Based on the trial court's above determination, coupled with appellee's obligation on the mortgage and note and potential liability in the event of a default on the same, we find that the trial court's judgment in favor of appellee on his unjust enrichment claim was not against the manifest weight of the evidence. We concur with the trial court that the retention of benefits by appellant would be unjust and unconscionable. This is not a case in which the trial court was dividing property based on "mere cohabitation without marriage." See Seward, supra.
While appellant, in support of her argument, relies on the Seward case, we agree with the trial court that such case is distinguishable since appellant, in the case sub judice, not only provided almost all of the labor, but also is jointly liable upon the note and mortgage for appellant's residence. In contrast, in the Seward case, the trial court, in holding that the appellant, a lesbian, was not entitled to be reimbursed for improvements to her former partner's residence based on a theory of unjust enrichment, noted that the appellant had enjoyed the benefits of the improvements that the parties jointly made to the residence. Moreover, there was no evidence, in Seward, as in the case subjudice, that the appellant was jointly liable on a mortgage and note.3
As is stated above, appellant further challenges the trial court's judgment, arguing that the same is contrary to law since the record contains no evidence of the value of services for which appellee sought compensation. The trial court, in its August 3, 2001, Journal Entry, awarded appellee $14,295.28, which is one half of the equity in the house. Appellant's own appraiser had opined that the house had a fair market value of between $54,000 and $56,000.
While appellant is correct that appellee presented no evidence as to the actual amount of hours that he expended in constructing the house and/or the value of the same, as is discussed above, there was ample evidence presented at trial that appellee did "almost" all of the construction work on the house. We find, therefore, that the trial court was justified in awarding appellee one half of the equity in the same.
Appellant's two assignments of error are, therefore, overruled.

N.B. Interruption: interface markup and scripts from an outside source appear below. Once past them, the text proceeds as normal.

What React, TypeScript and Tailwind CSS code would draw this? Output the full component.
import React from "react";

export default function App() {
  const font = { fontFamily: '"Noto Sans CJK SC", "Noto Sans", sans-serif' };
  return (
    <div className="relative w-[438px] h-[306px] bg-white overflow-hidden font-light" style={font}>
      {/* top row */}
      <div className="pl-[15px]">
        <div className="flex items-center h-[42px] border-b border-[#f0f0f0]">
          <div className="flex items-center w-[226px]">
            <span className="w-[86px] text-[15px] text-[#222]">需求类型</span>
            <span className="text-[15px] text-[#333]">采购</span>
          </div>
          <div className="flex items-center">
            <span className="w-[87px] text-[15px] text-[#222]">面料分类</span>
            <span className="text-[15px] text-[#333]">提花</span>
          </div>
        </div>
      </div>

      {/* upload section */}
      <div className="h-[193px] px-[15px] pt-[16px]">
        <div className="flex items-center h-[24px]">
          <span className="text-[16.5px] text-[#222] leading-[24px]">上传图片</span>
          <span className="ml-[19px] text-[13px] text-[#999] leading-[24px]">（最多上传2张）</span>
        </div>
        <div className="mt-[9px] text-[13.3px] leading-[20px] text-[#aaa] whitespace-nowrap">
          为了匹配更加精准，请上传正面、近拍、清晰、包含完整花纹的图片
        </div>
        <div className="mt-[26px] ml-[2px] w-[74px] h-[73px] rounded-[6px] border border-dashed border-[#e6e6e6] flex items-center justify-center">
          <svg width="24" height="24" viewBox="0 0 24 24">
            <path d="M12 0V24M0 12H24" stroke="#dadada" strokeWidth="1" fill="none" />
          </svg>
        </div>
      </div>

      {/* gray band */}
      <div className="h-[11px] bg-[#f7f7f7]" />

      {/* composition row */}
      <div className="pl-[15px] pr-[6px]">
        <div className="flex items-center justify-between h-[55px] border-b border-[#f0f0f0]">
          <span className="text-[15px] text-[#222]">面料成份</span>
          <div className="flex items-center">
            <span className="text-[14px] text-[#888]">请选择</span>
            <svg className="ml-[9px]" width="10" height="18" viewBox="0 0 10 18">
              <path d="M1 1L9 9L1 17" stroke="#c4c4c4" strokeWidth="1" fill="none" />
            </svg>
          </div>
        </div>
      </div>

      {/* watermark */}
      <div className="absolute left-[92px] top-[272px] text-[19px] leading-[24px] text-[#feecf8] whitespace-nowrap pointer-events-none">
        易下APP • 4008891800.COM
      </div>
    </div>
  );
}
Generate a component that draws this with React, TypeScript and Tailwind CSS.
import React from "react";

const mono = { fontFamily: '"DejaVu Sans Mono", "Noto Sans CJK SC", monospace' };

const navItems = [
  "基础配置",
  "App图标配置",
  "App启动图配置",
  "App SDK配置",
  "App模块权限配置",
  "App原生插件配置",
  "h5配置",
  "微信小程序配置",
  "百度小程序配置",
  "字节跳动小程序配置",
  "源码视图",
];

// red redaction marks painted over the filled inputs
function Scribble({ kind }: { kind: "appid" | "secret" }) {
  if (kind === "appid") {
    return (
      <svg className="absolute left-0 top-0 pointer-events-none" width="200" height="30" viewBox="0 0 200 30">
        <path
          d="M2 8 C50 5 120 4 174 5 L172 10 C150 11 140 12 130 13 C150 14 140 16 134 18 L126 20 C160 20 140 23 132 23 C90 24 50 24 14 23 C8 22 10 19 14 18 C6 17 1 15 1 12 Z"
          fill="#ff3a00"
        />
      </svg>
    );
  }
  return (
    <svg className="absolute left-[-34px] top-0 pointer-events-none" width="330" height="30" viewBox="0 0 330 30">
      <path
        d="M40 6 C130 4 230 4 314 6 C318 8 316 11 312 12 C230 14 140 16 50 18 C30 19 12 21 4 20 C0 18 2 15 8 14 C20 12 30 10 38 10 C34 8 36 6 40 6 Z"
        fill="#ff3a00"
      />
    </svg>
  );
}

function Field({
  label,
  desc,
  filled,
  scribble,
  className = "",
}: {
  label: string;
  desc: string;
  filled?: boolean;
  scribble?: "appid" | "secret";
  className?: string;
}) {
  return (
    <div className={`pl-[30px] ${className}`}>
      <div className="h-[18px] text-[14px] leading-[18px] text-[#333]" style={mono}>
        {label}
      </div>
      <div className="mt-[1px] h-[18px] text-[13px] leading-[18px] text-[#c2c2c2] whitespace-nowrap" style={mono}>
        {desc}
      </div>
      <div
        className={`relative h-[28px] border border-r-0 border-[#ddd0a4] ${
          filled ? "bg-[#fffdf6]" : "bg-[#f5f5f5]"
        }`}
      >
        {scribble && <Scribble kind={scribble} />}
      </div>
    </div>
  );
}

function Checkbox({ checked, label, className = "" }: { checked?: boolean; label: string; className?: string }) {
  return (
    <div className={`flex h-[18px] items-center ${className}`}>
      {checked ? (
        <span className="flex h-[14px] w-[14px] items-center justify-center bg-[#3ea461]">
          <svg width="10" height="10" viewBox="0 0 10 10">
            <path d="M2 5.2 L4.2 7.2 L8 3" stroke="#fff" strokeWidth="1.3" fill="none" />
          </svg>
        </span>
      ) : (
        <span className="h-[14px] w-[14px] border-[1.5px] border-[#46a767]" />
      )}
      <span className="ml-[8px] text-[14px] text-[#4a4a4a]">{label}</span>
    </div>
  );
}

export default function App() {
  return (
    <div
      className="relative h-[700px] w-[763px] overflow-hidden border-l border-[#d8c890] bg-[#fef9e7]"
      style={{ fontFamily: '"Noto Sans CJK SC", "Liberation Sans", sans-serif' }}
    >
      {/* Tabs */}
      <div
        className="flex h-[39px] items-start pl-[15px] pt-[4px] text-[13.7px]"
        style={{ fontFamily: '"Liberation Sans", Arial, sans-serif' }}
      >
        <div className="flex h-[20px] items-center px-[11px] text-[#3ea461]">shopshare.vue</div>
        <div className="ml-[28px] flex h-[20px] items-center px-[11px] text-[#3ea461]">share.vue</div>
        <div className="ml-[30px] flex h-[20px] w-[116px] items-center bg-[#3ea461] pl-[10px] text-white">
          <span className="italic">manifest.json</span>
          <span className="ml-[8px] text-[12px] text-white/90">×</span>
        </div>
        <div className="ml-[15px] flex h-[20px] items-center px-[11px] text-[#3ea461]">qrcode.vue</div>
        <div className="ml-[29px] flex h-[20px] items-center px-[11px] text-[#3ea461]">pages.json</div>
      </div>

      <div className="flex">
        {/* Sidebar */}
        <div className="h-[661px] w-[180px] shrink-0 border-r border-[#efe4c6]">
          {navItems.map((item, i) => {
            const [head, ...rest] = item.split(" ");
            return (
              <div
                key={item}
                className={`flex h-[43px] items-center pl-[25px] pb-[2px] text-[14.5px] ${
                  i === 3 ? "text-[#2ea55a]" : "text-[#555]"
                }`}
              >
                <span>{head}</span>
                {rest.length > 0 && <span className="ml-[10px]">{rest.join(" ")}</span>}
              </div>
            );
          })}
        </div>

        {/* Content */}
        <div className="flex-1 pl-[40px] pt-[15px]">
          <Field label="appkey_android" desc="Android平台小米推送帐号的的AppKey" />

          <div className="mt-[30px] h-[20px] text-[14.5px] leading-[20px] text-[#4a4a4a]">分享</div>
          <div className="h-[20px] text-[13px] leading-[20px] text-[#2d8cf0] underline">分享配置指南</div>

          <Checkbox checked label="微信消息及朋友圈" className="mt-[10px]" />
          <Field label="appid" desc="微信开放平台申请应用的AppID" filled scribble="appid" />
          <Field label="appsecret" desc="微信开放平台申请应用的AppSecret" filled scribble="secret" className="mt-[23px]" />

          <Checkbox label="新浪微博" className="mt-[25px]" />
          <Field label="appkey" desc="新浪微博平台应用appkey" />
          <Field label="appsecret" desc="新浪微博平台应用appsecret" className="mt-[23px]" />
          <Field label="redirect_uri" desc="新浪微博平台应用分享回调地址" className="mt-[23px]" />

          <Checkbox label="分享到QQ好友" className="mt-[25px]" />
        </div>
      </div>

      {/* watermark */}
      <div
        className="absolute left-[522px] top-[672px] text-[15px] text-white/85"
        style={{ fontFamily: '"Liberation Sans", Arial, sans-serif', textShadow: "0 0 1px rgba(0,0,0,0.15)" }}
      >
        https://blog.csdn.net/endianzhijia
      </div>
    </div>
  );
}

Accordingly, the judgment of the Holmes County Court of Common Pleas is affirmed.
By EDWARDS, J. HOFFMAN, P.J. and WISE, J. concur
JUDGMENT ENTRY For the reasons stated in the Memorandum-Opinion on file, the judgment of the Holmes County Court of Common Pleas is affirmed. Costs to appellant.

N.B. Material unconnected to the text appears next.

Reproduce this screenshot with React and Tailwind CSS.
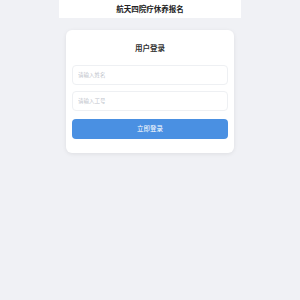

1 During the trial, the trial court granted appellant's motion for a directed verdict as to appellee's claim that the parties had a common law marriage.
2 The roof trusses had to be replaced due to a storm.
3 Appellant also cites Tarry v. Stewart (1994), 98 Ohio App. 3d 533 in support of her argument that the trial court erred in awarding appellee damages for unjust enrichment. However, we note that in Tarry, the court found that the evidence presented was insufficient to establish that the appellant's work on two residences that she shared with appellee resulted in the unjust enrichment of the appellee. Such is not the case in this matter. Furthermore, there is no evidence in Tarry that the appellant was liable on the mortgage and note for the residences.